2. How do you want to do it? Back-country, RV, or in-between?
Ask yourself how you’d like to spend your time at your protected area of choice. Do you want to get away from it all and experience Mother Nature in her raw beauty? Or do you want to enjoy a day splashing around in the shallows while jet skis and motorboats whiz by on the lake? Do you want to pitch your 2.5-pound two-person tent in a pristine stand of old-growth after three days of paddling the hinterlands, or park the 40-foot motorhome at a hook-up near the beach and the amphitheatre for two weeks? Maybe you want to experience a little from Column A, and a little from Column B? Whatever the case, there’s a pretty clear distinction between the kinds of protected areas that specialize in true wilderness experiences and those that have boat launches, RV pull-thrus and hot dog stands on the beach. Then again, some areas like national parks may offer both types of activities in moderation in differently managed zones.

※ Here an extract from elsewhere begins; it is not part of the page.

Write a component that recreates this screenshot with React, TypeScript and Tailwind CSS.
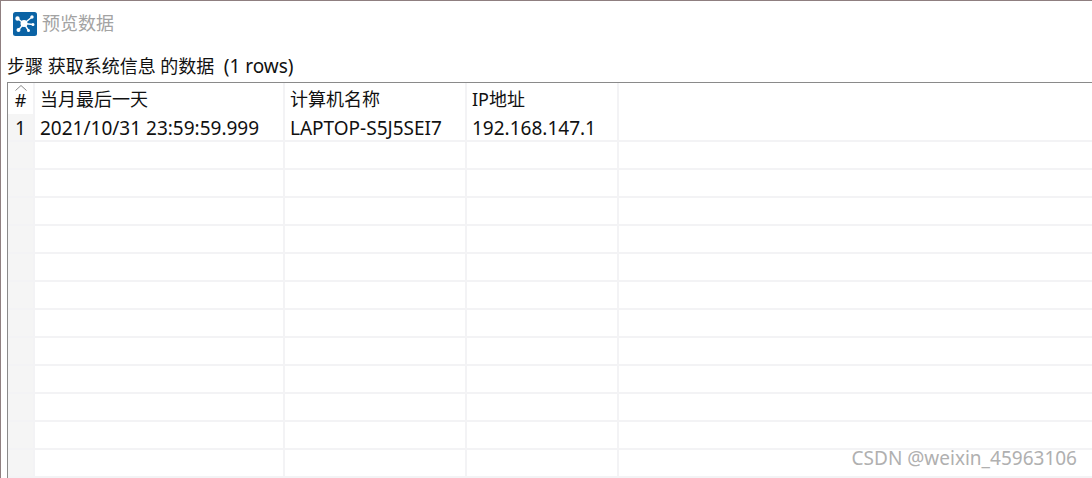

Just make sure you know what to expect—not just in terms of how you experience your destination, but also how your fellow protected areas visitors will be enjoying the area alongside you. These days you can find information on many protected areas online, including on travel review sites.
3. When do you want to do it?
Do you secretly want to walk out into the middle of a frozen lake in the wilderness and make snow-angels in perfect snow? Maybe you fancy the thrill of cannon-balling into a deep, dark water lake from a ledge? Or—dare I suggest it—you’re into midnight skinny-dipping during the harvest moon? In any case thinking about when you want to experience a protected area will help determine where and which type of area you choose. Some sites are completely closed to visitors during the winter, while others may be unserviced and “visit at your own risk” during the off-season. You can find some superb snowshoeing opportunities this way.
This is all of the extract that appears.